REQUEST
Pictures stay out of the copy; restate everything else in the material exactly.
* Begin SOURCE RECORDS *
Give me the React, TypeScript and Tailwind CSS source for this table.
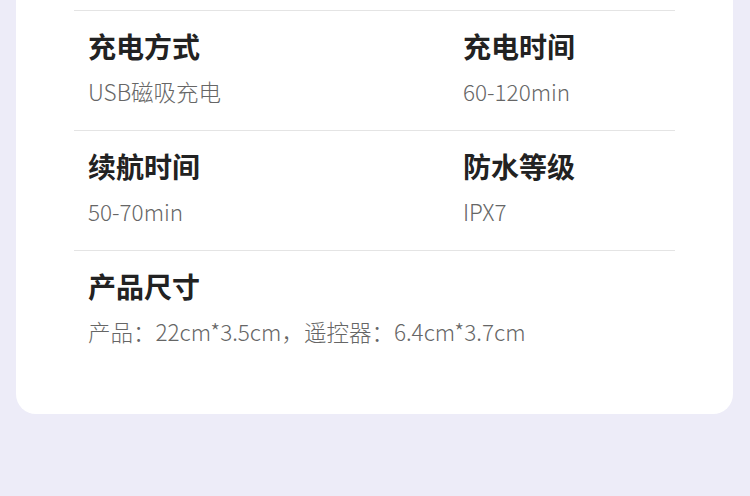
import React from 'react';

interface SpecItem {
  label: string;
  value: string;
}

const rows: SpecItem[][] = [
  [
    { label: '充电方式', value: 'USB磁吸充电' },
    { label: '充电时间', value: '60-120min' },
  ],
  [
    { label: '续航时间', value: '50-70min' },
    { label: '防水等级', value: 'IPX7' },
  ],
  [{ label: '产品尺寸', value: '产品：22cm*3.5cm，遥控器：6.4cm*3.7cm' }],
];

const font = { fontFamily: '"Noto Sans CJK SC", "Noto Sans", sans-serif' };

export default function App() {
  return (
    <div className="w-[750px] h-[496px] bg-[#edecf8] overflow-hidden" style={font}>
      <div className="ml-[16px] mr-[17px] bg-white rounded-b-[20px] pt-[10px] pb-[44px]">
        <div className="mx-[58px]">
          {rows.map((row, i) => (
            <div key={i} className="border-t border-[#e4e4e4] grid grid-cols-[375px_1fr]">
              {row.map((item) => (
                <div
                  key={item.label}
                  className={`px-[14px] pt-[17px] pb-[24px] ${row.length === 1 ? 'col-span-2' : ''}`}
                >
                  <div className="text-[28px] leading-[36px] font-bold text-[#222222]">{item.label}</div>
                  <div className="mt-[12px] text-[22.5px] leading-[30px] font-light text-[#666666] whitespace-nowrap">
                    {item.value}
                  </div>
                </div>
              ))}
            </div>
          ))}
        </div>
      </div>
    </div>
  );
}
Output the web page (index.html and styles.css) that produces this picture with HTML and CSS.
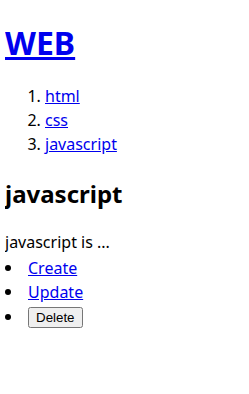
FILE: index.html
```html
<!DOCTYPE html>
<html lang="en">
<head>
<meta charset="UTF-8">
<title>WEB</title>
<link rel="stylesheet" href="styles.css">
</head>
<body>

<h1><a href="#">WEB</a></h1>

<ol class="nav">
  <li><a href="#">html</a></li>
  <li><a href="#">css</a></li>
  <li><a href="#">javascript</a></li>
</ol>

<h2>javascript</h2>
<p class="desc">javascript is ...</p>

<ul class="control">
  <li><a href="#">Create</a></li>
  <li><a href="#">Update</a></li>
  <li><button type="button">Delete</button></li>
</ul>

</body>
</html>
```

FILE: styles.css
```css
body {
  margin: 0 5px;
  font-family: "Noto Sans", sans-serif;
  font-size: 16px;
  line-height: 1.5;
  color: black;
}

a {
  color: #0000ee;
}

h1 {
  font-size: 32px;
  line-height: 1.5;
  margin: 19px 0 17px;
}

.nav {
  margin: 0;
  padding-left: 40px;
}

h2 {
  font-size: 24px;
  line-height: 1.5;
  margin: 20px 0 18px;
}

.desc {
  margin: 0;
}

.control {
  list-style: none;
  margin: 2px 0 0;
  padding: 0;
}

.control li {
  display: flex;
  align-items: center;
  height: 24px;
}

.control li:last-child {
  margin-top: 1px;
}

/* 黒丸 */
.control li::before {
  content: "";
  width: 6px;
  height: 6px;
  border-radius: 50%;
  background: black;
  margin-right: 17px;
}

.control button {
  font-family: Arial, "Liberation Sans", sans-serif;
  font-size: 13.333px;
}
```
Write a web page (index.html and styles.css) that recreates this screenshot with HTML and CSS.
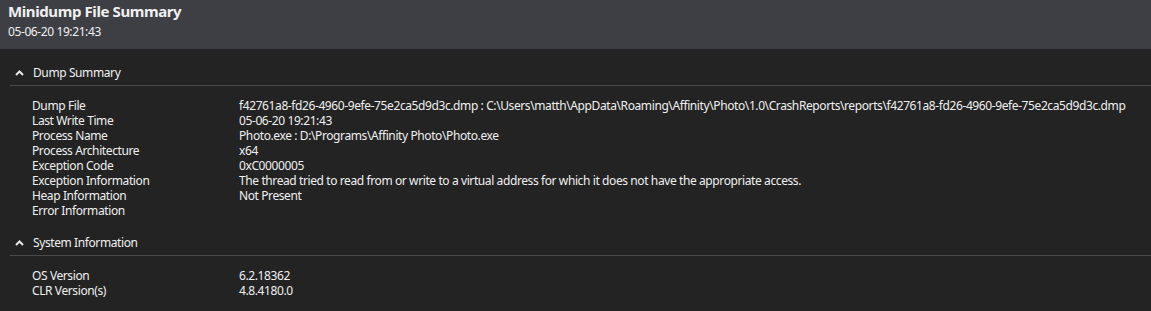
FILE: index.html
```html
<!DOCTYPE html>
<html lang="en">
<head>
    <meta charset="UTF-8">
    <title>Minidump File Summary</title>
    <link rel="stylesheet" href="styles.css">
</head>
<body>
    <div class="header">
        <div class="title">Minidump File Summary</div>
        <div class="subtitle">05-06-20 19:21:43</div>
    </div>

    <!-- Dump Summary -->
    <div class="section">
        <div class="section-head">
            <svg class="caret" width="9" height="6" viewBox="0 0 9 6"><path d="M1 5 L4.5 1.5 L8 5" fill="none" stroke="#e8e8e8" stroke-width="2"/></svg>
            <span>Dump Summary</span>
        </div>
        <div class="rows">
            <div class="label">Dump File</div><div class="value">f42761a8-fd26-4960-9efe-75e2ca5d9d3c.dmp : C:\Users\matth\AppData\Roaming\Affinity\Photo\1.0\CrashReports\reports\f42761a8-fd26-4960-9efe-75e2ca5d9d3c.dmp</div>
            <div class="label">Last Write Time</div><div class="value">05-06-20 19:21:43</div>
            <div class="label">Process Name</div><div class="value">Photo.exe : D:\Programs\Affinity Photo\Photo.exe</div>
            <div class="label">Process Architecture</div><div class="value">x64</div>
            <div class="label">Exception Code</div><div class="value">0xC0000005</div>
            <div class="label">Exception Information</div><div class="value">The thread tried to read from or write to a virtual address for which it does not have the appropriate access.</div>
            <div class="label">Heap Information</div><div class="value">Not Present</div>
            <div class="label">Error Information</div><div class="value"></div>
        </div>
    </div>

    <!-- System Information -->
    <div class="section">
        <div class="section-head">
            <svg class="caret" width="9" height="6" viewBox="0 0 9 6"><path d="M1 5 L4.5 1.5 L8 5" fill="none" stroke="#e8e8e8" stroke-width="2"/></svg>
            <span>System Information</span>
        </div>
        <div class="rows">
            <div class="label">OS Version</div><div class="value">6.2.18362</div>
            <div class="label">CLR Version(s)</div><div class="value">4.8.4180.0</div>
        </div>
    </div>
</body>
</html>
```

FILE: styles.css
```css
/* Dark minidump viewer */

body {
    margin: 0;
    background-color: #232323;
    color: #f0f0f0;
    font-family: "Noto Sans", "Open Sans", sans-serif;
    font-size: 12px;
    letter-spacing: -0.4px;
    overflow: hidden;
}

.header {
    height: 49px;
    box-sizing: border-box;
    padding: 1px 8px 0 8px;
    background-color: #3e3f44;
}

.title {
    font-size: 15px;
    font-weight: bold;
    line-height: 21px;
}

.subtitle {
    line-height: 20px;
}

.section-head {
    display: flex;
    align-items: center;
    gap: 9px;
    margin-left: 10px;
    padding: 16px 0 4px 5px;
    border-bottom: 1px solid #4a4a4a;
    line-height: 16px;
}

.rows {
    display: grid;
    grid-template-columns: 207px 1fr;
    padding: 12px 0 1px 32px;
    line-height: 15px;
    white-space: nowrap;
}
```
* End SOURCE RECORDS *
RESULT OF THIS TASK
Give me the React, TypeScript and Tailwind CSS source for this table.
import React from 'react';

interface SpecItem {
  label: string;
  value: string;
}

const rows: SpecItem[][] = [
  [
    { label: '充电方式', value: 'USB磁吸充电' },
    { label: '充电时间', value: '60-120min' },
  ],
  [
    { label: '续航时间', value: '50-70min' },
    { label: '防水等级', value: 'IPX7' },
  ],
  [{ label: '产品尺寸', value: '产品：22cm*3.5cm，遥控器：6.4cm*3.7cm' }],
];

const font = { fontFamily: '"Noto Sans CJK SC", "Noto Sans", sans-serif' };

export default function App() {
  return (
    <div className="w-[750px] h-[496px] bg-[#edecf8] overflow-hidden" style={font}>
      <div className="ml-[16px] mr-[17px] bg-white rounded-b-[20px] pt-[10px] pb-[44px]">
        <div className="mx-[58px]">
          {rows.map((row, i) => (
            <div key={i} className="border-t border-[#e4e4e4] grid grid-cols-[375px_1fr]">
              {row.map((item) => (
                <div
                  key={item.label}
                  className={`px-[14px] pt-[17px] pb-[24px] ${row.length === 1 ? 'col-span-2' : ''}`}
                >
                  <div className="text-[28px] leading-[36px] font-bold text-[#222222]">{item.label}</div>
                  <div className="mt-[12px] text-[22.5px] leading-[30px] font-light text-[#666666] whitespace-nowrap">
                    {item.value}
                  </div>
                </div>
              ))}
            </div>
          ))}
        </div>
      </div>
    </div>
  );
}
Output the web page (index.html and styles.css) that produces this picture with HTML and CSS.
FILE: index.html
```html
<!DOCTYPE html>
<html lang="en">
<head>
<meta charset="UTF-8">
<title>WEB</title>
<link rel="stylesheet" href="styles.css">
</head>
<body>

<h1><a href="#">WEB</a></h1>

<ol class="nav">
  <li><a href="#">html</a></li>
  <li><a href="#">css</a></li>
  <li><a href="#">javascript</a></li>
</ol>

<h2>javascript</h2>
<p class="desc">javascript is ...</p>

<ul class="control">
  <li><a href="#">Create</a></li>
  <li><a href="#">Update</a></li>
  <li><button type="button">Delete</button></li>
</ul>

</body>
</html>
```

FILE: styles.css
```css
body {
  margin: 0 5px;
  font-family: "Noto Sans", sans-serif;
  font-size: 16px;
  line-height: 1.5;
  color: black;
}

a {
  color: #0000ee;
}

h1 {
  font-size: 32px;
  line-height: 1.5;
  margin: 19px 0 17px;
}

.nav {
  margin: 0;
  padding-left: 40px;
}

h2 {
  font-size: 24px;
  line-height: 1.5;
  margin: 20px 0 18px;
}

.desc {
  margin: 0;
}

.control {
  list-style: none;
  margin: 2px 0 0;
  padding: 0;
}

.control li {
  display: flex;
  align-items: center;
  height: 24px;
}

.control li:last-child {
  margin-top: 1px;
}

/* 黒丸 */
.control li::before {
  content: "";
  width: 6px;
  height: 6px;
  border-radius: 50%;
  background: black;
  margin-right: 17px;
}

.control button {
  font-family: Arial, "Liberation Sans", sans-serif;
  font-size: 13.333px;
}
```
Write a web page (index.html and styles.css) that recreates this screenshot with HTML and CSS.
FILE: index.html
```html
<!DOCTYPE html>
<html lang="en">
<head>
    <meta charset="UTF-8">
    <title>Minidump File Summary</title>
    <link rel="stylesheet" href="styles.css">
</head>
<body>
    <div class="header">
        <div class="title">Minidump File Summary</div>
        <div class="subtitle">05-06-20 19:21:43</div>
    </div>

    <!-- Dump Summary -->
    <div class="section">
        <div class="section-head">
            <svg class="caret" width="9" height="6" viewBox="0 0 9 6"><path d="M1 5 L4.5 1.5 L8 5" fill="none" stroke="#e8e8e8" stroke-width="2"/></svg>
            <span>Dump Summary</span>
        </div>
        <div class="rows">
            <div class="label">Dump File</div><div class="value">f42761a8-fd26-4960-9efe-75e2ca5d9d3c.dmp : C:\Users\matth\AppData\Roaming\Affinity\Photo\1.0\CrashReports\reports\f42761a8-fd26-4960-9efe-75e2ca5d9d3c.dmp</div>
            <div class="label">Last Write Time</div><div class="value">05-06-20 19:21:43</div>
            <div class="label">Process Name</div><div class="value">Photo.exe : D:\Programs\Affinity Photo\Photo.exe</div>
            <div class="label">Process Architecture</div><div class="value">x64</div>
            <div class="label">Exception Code</div><div class="value">0xC0000005</div>
            <div class="label">Exception Information</div><div class="value">The thread tried to read from or write to a virtual address for which it does not have the appropriate access.</div>
            <div class="label">Heap Information</div><div class="value">Not Present</div>
            <div class="label">Error Information</div><div class="value"></div>
        </div>
    </div>

    <!-- System Information -->
    <div class="section">
        <div class="section-head">
            <svg class="caret" width="9" height="6" viewBox="0 0 9 6"><path d="M1 5 L4.5 1.5 L8 5" fill="none" stroke="#e8e8e8" stroke-width="2"/></svg>
            <span>System Information</span>
        </div>
        <div class="rows">
            <div class="label">OS Version</div><div class="value">6.2.18362</div>
            <div class="label">CLR Version(s)</div><div class="value">4.8.4180.0</div>
        </div>
    </div>
</body>
</html>
```

FILE: styles.css
```css
/* Dark minidump viewer */

body {
    margin: 0;
    background-color: #232323;
    color: #f0f0f0;
    font-family: "Noto Sans", "Open Sans", sans-serif;
    font-size: 12px;
    letter-spacing: -0.4px;
    overflow: hidden;
}

.header {
    height: 49px;
    box-sizing: border-box;
    padding: 1px 8px 0 8px;
    background-color: #3e3f44;
}

.title {
    font-size: 15px;
    font-weight: bold;
    line-height: 21px;
}

.subtitle {
    line-height: 20px;
}

.section-head {
    display: flex;
    align-items: center;
    gap: 9px;
    margin-left: 10px;
    padding: 16px 0 4px 5px;
    border-bottom: 1px solid #4a4a4a;
    line-height: 16px;
}

.rows {
    display: grid;
    grid-template-columns: 207px 1fr;
    padding: 12px 0 1px 32px;
    line-height: 15px;
    white-space: nowrap;
}
```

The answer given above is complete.